Thread-82::ERROR::2011-03-24 10:23:10,380::task::854::TaskManager.Task::(_setError) Unexpected error
Traceback (most recent call last):
  File "/usr/share/vdsm/storage/task.py", line 862, in _run
    return fn(*args, **kargs)
  File "/usr/share/vdsm/storage/spm.py", line 114, in run
    return self.func(*args, **kwargs)
  File "/usr/share/vdsm/storage/spm.py", line 1191, in public_activateStorageDomain
    hsm.HSM.validateSdUUID(sdUUID)
  File "/usr/share/vdsm/storage/hsm.py", line 111, in validateSdUUID
    SDF.produce(sdUUID=sdUUID).validate()
  File "/usr/share/vdsm/storage/fileSD.py", line 185, in validate
    self.Metadata(cache=False)
  File "/usr/share/vdsm/storage/sd.py", line 482, in Metadata
    return self._metadata.metadata
  File "/usr/share/vdsm/storage/metadata.py", line 110, in __getmetadata
    md = self._get()
  File "/usr/share/vdsm/storage/fileSD.py", line 39, in _get
    return misc.stripNewLines(oop.directReadLines(self.metafile))

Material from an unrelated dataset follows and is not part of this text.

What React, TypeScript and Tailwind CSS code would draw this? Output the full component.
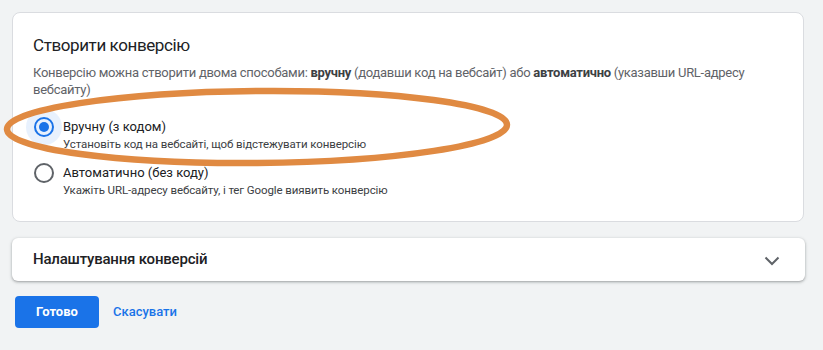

  File "/usr/share/vdsm/storage/processPool.py", line 35, in wrapper
    return self.runExternally(func, *args, **kwds)
  File "/usr/share/vdsm/storage/processPool.py", line 63, in runExternally
    raise Timeout("Operation Stuck")
Timeout: Operation Stuck

Comment 5 David Naori 2011-04-28 13:42:47 UTC
Verified on vdsm-4.9-62
watch "vdsClient -s 0 getVmStats b79b5b41-8726-42a7-bb89-c090b01d65b1 | grep statsAge"
statsAge did not raise above 2 while Operation Stuck.